* [SET TASK]:
Go through the data below. Pull out every line that has the word "Tailwind".

* [EXTRACTED DATA]:
# # # # # # #

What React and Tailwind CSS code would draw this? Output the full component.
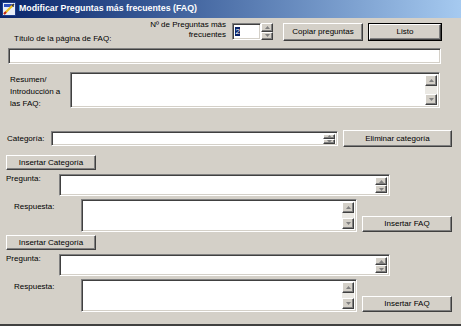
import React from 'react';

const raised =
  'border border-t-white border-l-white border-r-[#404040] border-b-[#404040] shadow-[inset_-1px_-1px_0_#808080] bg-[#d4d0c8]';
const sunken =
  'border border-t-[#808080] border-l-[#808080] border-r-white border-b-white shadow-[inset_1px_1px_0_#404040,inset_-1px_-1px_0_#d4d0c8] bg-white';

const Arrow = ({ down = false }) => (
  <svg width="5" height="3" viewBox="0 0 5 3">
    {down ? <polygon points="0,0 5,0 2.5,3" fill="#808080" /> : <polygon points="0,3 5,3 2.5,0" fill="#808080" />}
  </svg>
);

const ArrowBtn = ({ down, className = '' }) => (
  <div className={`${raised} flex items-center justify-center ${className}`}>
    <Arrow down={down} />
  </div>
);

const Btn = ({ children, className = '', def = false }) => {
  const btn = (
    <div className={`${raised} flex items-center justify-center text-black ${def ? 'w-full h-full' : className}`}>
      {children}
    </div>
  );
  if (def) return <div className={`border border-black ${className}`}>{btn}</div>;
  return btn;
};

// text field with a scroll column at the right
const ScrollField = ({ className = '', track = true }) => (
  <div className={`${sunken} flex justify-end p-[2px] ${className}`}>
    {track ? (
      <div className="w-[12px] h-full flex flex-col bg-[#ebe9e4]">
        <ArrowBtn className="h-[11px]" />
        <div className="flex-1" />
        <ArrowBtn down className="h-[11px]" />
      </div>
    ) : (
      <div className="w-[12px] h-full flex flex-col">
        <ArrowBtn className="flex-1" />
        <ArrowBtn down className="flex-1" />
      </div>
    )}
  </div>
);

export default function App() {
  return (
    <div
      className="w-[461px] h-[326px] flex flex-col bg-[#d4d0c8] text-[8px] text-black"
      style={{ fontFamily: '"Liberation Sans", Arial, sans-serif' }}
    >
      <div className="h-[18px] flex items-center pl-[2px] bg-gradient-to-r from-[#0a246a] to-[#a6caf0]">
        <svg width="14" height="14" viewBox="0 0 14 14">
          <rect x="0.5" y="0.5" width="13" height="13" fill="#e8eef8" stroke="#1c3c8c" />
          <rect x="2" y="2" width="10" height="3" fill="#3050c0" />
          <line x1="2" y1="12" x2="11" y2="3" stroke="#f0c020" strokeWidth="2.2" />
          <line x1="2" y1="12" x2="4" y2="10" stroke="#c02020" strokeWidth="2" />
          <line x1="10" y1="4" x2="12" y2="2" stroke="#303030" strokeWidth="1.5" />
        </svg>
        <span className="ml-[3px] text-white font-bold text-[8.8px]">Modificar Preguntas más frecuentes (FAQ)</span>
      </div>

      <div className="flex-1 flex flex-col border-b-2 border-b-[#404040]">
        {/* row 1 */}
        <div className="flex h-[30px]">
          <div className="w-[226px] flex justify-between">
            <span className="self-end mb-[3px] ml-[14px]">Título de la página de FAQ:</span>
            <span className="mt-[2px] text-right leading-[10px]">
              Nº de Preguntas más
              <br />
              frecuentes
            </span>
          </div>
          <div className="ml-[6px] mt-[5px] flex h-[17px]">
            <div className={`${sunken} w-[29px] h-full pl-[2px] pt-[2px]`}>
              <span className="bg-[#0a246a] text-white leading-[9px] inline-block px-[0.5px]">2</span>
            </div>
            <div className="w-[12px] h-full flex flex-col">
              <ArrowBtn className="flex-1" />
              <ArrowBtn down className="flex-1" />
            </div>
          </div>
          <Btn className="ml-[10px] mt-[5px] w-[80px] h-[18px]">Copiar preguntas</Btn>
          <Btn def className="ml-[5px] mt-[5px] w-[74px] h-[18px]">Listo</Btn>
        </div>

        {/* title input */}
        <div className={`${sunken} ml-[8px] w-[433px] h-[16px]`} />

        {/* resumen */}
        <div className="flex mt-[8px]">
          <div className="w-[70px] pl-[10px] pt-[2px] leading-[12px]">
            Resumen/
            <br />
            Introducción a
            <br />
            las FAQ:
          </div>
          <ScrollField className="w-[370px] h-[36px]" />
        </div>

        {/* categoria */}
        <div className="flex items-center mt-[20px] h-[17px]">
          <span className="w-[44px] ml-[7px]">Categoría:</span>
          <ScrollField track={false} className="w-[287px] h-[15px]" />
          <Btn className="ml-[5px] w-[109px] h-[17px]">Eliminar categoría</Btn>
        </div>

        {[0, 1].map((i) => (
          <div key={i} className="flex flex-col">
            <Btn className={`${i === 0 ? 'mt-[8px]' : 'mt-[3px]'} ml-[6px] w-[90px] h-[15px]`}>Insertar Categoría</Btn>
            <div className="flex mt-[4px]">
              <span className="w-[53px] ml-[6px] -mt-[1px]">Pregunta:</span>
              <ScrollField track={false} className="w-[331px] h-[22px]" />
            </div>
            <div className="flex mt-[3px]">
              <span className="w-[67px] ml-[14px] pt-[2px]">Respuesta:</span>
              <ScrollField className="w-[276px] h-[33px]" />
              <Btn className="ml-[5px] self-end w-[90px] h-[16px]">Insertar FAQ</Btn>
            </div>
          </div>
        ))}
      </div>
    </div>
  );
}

# # # # # # #

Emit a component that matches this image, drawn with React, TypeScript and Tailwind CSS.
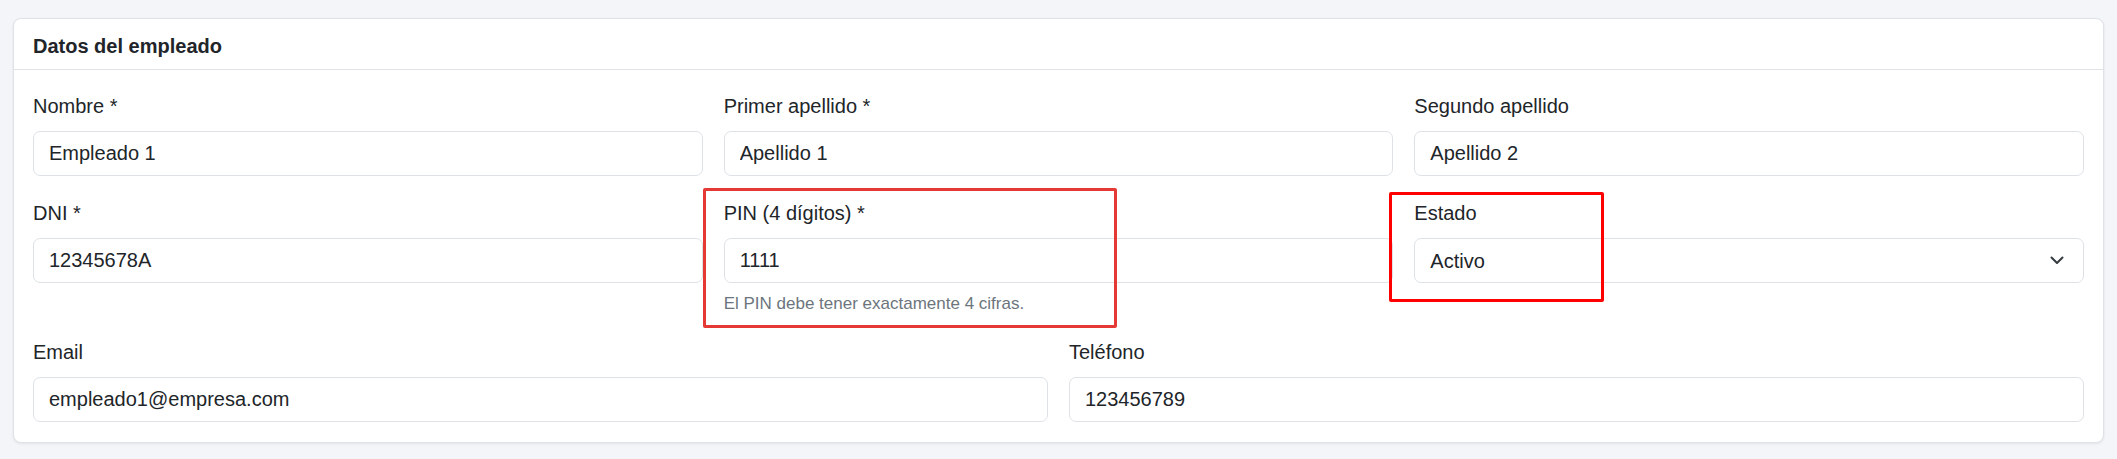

# # # # # # #

* [RESULT FOR THIS TASK]:
What React and Tailwind CSS code would draw this? Output the full component.
Emit a component that matches this image, drawn with React, TypeScript and Tailwind CSS.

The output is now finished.